1. Blumi, force tranquille
Dimanche 27 août. Il est quinze heures passées. Le public de Rock en Seine s’agglutine devant la scène de la cascade pour voir Gaz Coombes (ex-Supergrass). Avec Magic, on file voir Blumi, qui commence déjà son concert sur la scène du bosquet. L’artiste Emma Broughton, dont on avait adoré le dernier EP there is no end in me (sortie fin 2022), n’est plus seule en scène et se réjouit d’être là avec ses musiciens : un claviériste (coucou Olivier Marguerit, bien caché derrière ses lunettes rondes – leur collaboration est une histoire qui dure), un batteur et un bassiste/flûtiste. Une série de mésaventures les a empêchés de se produire la veille à Londres. Blumi dit avoir surveillé de près la météo de peur de voir sa participation annulée. Pas deux fois la même semaine ! Le temps est seulement voilé et le restera, excepté une petite ondée de rien du tout. C’est en fait le parfait écrin pour ses morceaux dont les références à la nature, à l’eau, aux nuages sont légion. D’un calme olympien, Blumi s’exprime toujours avec intelligence, douceur et précision, sur un lit cotonneux de claviers sur lequel glisse une batterie impétueuse et une basse enveloppante. La Franco-Britannique nous gratifie même d’un inédit sur ce qui pourrait nous faire encore plus plaisir. La revoir ! A.D.
2. Amyl and the Sniffers, à fond la forme
Installés sur la grande scène, pas de difficulté à s’approprier l’espace pour le groupe australien Amyl and the Sniffers.

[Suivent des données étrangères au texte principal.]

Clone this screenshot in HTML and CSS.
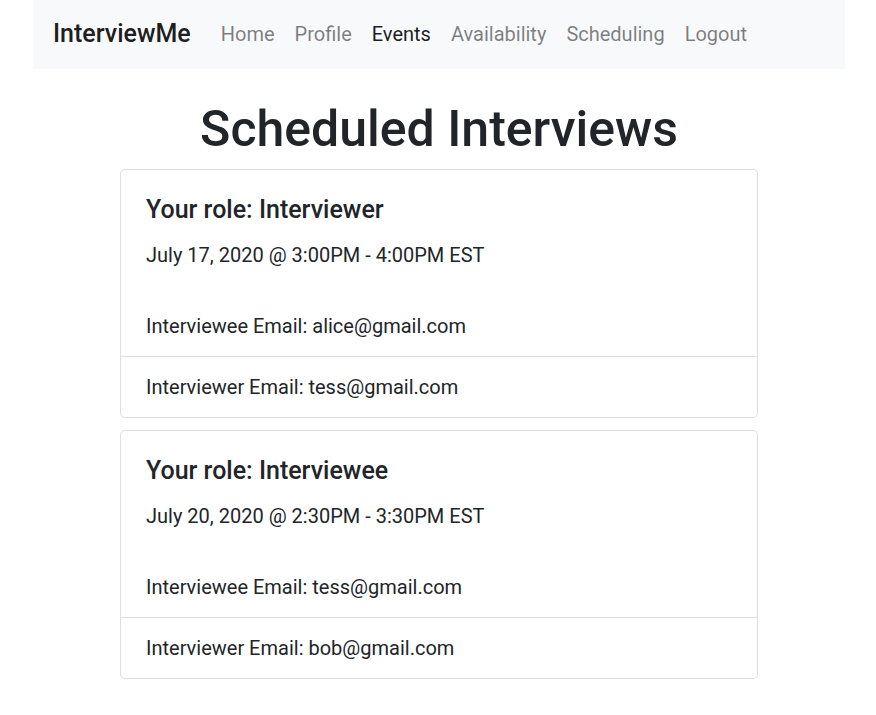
FILE: index.html
```html
<!DOCTYPE html>
<html lang="en">
<head>
<meta charset="utf-8">
<title>InterviewMe - Events</title>
<link rel="stylesheet" href="styles.css">
</head>
<body>
<div class="page">
  <nav class="navbar">
    <a class="brand" href="#">InterviewMe</a>
    <ul class="nav">
      <li><a class="nav-link" href="#">Home</a></li>
      <li><a class="nav-link" href="#">Profile</a></li>
      <li><a class="nav-link active" href="#">Events</a></li>
      <li><a class="nav-link" href="#">Availability</a></li>
      <li><a class="nav-link" href="#">Scheduling</a></li>
      <li><a class="nav-link" href="#">Logout</a></li>
    </ul>
  </nav>
  <h1 class="title">Scheduled Interviews</h1>
  <div class="cards">
    <div class="card">
      <div class="card-body">
        <h5 class="card-title">Your role: Interviewer</h5>
        <p class="card-text">July 17, 2020 @ 3:00PM - 4:00PM EST</p>
      </div>
      <ul class="list-group">
        <li class="list-item">Interviewee Email: alice@gmail.com</li>
        <li class="list-item">Interviewer Email: tess@gmail.com</li>
      </ul>
    </div>
    <div class="card">
      <div class="card-body">
        <h5 class="card-title">Your role: Interviewee</h5>
        <p class="card-text">July 20, 2020 @ 2:30PM - 3:30PM EST</p>
      </div>
      <ul class="list-group">
        <li class="list-item">Interviewee Email: tess@gmail.com</li>
        <li class="list-item">Interviewer Email: bob@gmail.com</li>
      </ul>
    </div>
  </div>
</div>
</body>
</html>
```
FILE: styles.css
```css
* { box-sizing: border-box; }
html, body { margin: 0; padding: 0; }
body {
  font-family: Roboto, "Liberation Sans", sans-serif;
  font-size: 20px;
  line-height: 1.5;
  color: #212529;
  background: #fff;
  padding-left: 2px;
}
.page {
  width: 812px;
  margin: 0 auto;
}
.navbar {
  display: flex;
  align-items: center;
  background: #f8f9fa;
  height: 69px;
  padding: 0 20px 2px;
}
.brand {
  font-size: 25px;
  font-weight: 500;
  color: rgba(0,0,0,.9);
  text-decoration: none;
  margin-right: 20px;
  line-height: 1.5;
}
.nav {
  display: flex;
  list-style: none;
  margin: 0;
  padding: 0;
}
.nav-link {
  display: block;
  padding: 10px;
  color: rgba(0,0,0,.5);
  text-decoration: none;
}
.nav-link.active { color: rgba(0,0,0,.9); }
.title {
  margin: 30px 0 10px;
  text-align: center;
  font-size: 50px;
  font-weight: 500;
  line-height: 1.2;
}
.cards {
  width: 638px;
  margin: 0 auto;
  display: flex;
  flex-direction: column;
  gap: 12px;
}
.card {
  border: 1px solid rgba(0,0,0,.125);
  border-radius: 5px;
  background: #fff;
}
.card-body {
  padding: 25px 25px 26px;
}
.card-title {
  margin: 0 0 15px;
  font-size: 25px;
  font-weight: 500;
  line-height: 1.2;
}
.card-text {
  margin: 0;
  line-height: 1.5;
}
.list-group {
  list-style: none;
  margin: 0;
  padding: 0;
}
.list-item {
  padding: 15px 25px;
  line-height: 1.5;
}
.list-item + .list-item {
  border-top: 1px solid rgba(0,0,0,.125);
}
```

Trônant tels les rois du festival (et ils ont raison), ils ont vu le public affluer en masse à leurs pieds dimanche après-midi. Lorsque Amyl s’annonce avec sa voix stridente, son accent à couper au couteau et son cheveu sur la langue, difficile de s’imaginer la tornade qui nous attend. Arrivée apprêtée d’un ensemble de sport dénudé, dévoilant ses muscles impressionnants, elle enchaîne les pompes entre les chansons. La bouche peinturlurée de rouge à lèvres rouge carmin qui a bavé, elle s’agite avec un entrain que les plus de vingt ans ne connaissent plus. Les chansons aussi rapides que celles des Ramones font le raffut de celles des Sex Pistols. Amyl s’égosille, ingénue. Elle rigole et danse allègrement tandis que le public est frappé par ses chansons. Des morceaux décapants, ultra efficaces, qui s’installent dans la tête, des presqu’hymnes que le public ne résiste pas à entonner à son tour. Les Sniffers n’ont pas un instant pour renifler, la cadence est intense et l’ambiance est à la performance physique. C.M.

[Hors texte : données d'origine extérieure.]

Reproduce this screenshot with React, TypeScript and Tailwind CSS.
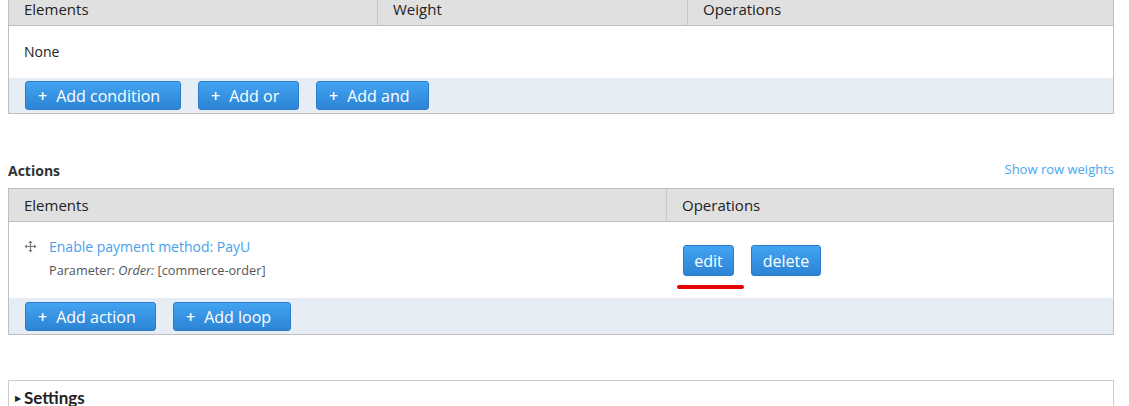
import React from 'react';

const font = { fontFamily: '"Open Sans", "Liberation Sans", sans-serif' };

const Btn: React.FC<{ label: string; plus?: boolean; className?: string }> = ({ label, plus, className }) => (
  <button
    className={`flex items-center rounded-[3px] border border-[#2b7cc9] bg-gradient-to-b from-[#42a4f2] to-[#2c84d4] text-white text-[16px] leading-none ${className ?? ''}`}
  >
    {plus && <span className="mr-[9px] text-[16px] font-semibold leading-none">+</span>}
    {label}
  </button>
);

const DragIcon = () => (
  <svg width="13" height="13" viewBox="0 0 13 13" className="text-[#777]">
    <path d="M6.5 0.5 L4.5 3 H8.5 Z M6.5 12.5 L4.5 10 H8.5 Z M0.5 6.5 L3 4.5 V8.5 Z M12.5 6.5 L10 4.5 V8.5 Z" fill="currentColor" />
    <path d="M6.5 2.5 V10.5 M2.5 6.5 H10.5" stroke="currentColor" strokeWidth="1.2" />
  </svg>
);

export default function App() {
  return (
    <div className="w-[1129px] h-[406px] overflow-hidden bg-white text-[#222]" style={font}>
      <div className="px-[8px] pr-[15px]">
        {/* Conditions table (top cut off) */}
        <div className="-mt-[11px] border border-[#bfbfbf]">
          <div className="flex h-[36px] bg-[#e0e0e0] border-b border-[#bfbfbf] text-[15px] pt-[4px]">
            <div className="w-[369px] flex items-center pl-[15px] border-r border-[#c6c6c6]">Elements</div>
            <div className="w-[310px] flex items-center pl-[15px] border-r border-[#c6c6c6]">Weight</div>
            <div className="flex-1 flex items-center pl-[15px]">Operations</div>
          </div>
          <div className="h-[52px] flex items-center pl-[15px] pb-[1px] text-[14px]">None</div>
          <div className="h-[35px] bg-[#e6edf4] flex items-start pt-[3px] pl-[16px] gap-[17px]">
            <Btn plus label="Add condition" className="h-[29px] w-[156px] pl-[12px]" />
            <Btn plus label="Add or" className="h-[29px] w-[101px] pl-[12px]" />
            <Btn plus label="Add and" className="h-[29px] w-[113px] pl-[12px]" />
          </div>
        </div>

        {/* Actions */}
        <div className="mt-[46px] flex items-center justify-between h-[20px]">
          <div className="text-[14px] font-bold text-[#333]">Actions</div>
          <a className="text-[13px] text-[#46a6f2]">Show row weights</a>
        </div>
        <div className="mt-[8px] border border-[#bfbfbf]">
          <div className="flex h-[33px] bg-[#e0e0e0] border-b border-[#bfbfbf] text-[15px]">
            <div className="w-[658px] flex items-center pl-[15px] border-r border-[#c6c6c6]">Elements</div>
            <div className="flex-1 flex items-center pl-[15px]">Operations</div>
          </div>
          <div className="h-[76px] flex">
            <div className="w-[659px] flex pl-[15px] pt-[15px]">
              <div className="mt-[3px] mr-[12px]"><DragIcon /></div>
              <div>
                <a className="block text-[14px] leading-[20px] text-[#46a2ee]">Enable payment method: PayU</a>
                <div className="mt-[5px] text-[12.7px] leading-[16px] text-[#555]">
                  Parameter: <em>Order:</em> [commerce-order]
                </div>
              </div>
            </div>
            <div className="relative flex-1 flex items-start pt-[23px] pl-[15px] gap-[17px]">
              <Btn label="edit" className="h-[31px] w-[51px] justify-center" />
              <Btn label="delete" className="h-[31px] w-[70px] justify-center" />
              <div className="absolute left-[9px] top-[63px] w-[67px] h-[4px] rounded-full bg-[#e60000] blur-[0.6px]" />
            </div>
          </div>
          <div className="h-[36px] bg-[#e6edf4] flex items-start pt-[4px] pl-[16px] gap-[17px]">
            <Btn plus label="Add action" className="h-[29px] w-[131px] pl-[12px]" />
            <Btn plus label="Add loop" className="h-[29px] w-[118px] pl-[12px]" />
          </div>
        </div>

        {/* Settings fieldset */}
        <div className="mt-[45px] border border-[#cccccc] h-[60px]">
          <div className="flex items-center pl-[6px] pt-[7px] leading-[20px]">
            <span className="text-[8px] text-[#222] mr-[3px]">▶</span>
            <span className="text-[17px] font-bold" style={{ fontFamily: 'Lato, "Open Sans", sans-serif' }}>Settings</span>
          </div>
        </div>
      </div>
    </div>
  );
}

3. Young Fathers, rain and shine
Dimanche, en sondant le ciel, vous auriez eu du mal à prédire que l’horaire de passage des Young Fathers sur la scène du bosquet (18h35) serait aussi l’heure de la douche. Tout a été très vite. Leurs chansons nous arrivent d’abord de face. En pleine face même. Et une fraction de seconde plus tard, voilà qu’elles doivent se frayer un chemin sous les capuches. À partir de ce moment-là, il faut prendre le réflexe de lever le nez pour établir le contact visuel avec Alloysious Massaquoi, Kayus Bankole, Graham Hastings, ainsi que la chanteuse, le batteur et le guitariste/clavier qui complètent le line up des Écossais. Parce que la pluie et le sweat noué à la va-vite sur la tête nous tombent tous les deux devant les yeux. Mais aussi et surtout parce qu’une transe généralisée s’est emparée de la foule qui se tourne vers elle-même, danse, échange des regards complices, et s’amuse de voir l’eau et la poussière dégueulasser ses chaussures. Rain or Shine, dit l’une des bombinettes du groupe jouées ce jour-là… Mais pourquoi choisir ? Elle et plein d’autres (Geronimo, I Saw…) nous ont fiché leurs fragments percussifs et rougeoyants dans tout le corps et, pour ne rien vous cacher, la joie de recevoir nous a donné envie d’imiter Kayus Bankole qui, sur scène, n’a pas hésité à faire tomber la chemise. In extremis, le badge presse nous a rappelé à notre professionnalisme. J.P.
4. Yeah Yeah Yeahs, starwoman
On commençait à désespérer de les voir. Après neuf ans de silence, quelle joie de voir Karen O, flamboyante, investir la scène de la cascade ce samedi soir, devant un parterre noir de monde. Elle arbore son carré boule légendaire et une tenue cosmique – digne de David Bowie – qu’elle déconstruira au fil du concert, se dévoilant progressivement. Avec un entrain partagé elle nous renvoie vingt ans en arrière, à l’époque d’une scène new-yorkaise rock indépendante et effervescente. Tous les tubes qui ont marqué nos plus jeunes années y sont passés. Les riffs nerveux assénés par Nick Zimmer se sont enchaînés. Vers la fin du concert on passe de Gold Lion à Heads Will Roll et Date with the Night, deux derniers morceaux abrasifs pour un bouquet final survitaminé. Karen O aura réussi à nous embraser le cœur. C.M.
5. The Murder Capital, par les tripes
Peu nombreux sont les groupes qui maîtrisent le lâcher-prise. Pas celui, innocent, qui accompagne la jeunesse et son insouciance. Plutôt celui, profond, qui se fait l’exutoire d’une rage exacerbée qui a maturé, qui a mué. The Murder Capital s’en empare avec sobriété. Chez eux la tension est inhérente, elle monte doucement, attrape fermement le public par les tripes, avant de le secouer. Dimanche, l’élan du groupe dublinois est sournois et enveloppant. Quand la poésie du parlé-chanté du ténébreux James McGovern croise l’intensité des cris stridents des guitares et l’hypnose du tambour, la bataille est gagnée. À la question «C’est les nouveaux Fontaines D.C. ?», on répondra : «Non, c’est autre chose, c’est peut-être même mieux». C.M.
De nos envoyés spéciaux à Saint-Cloud, Alexandra Dumont, Chayma Mehenna et Jérémy Pellet.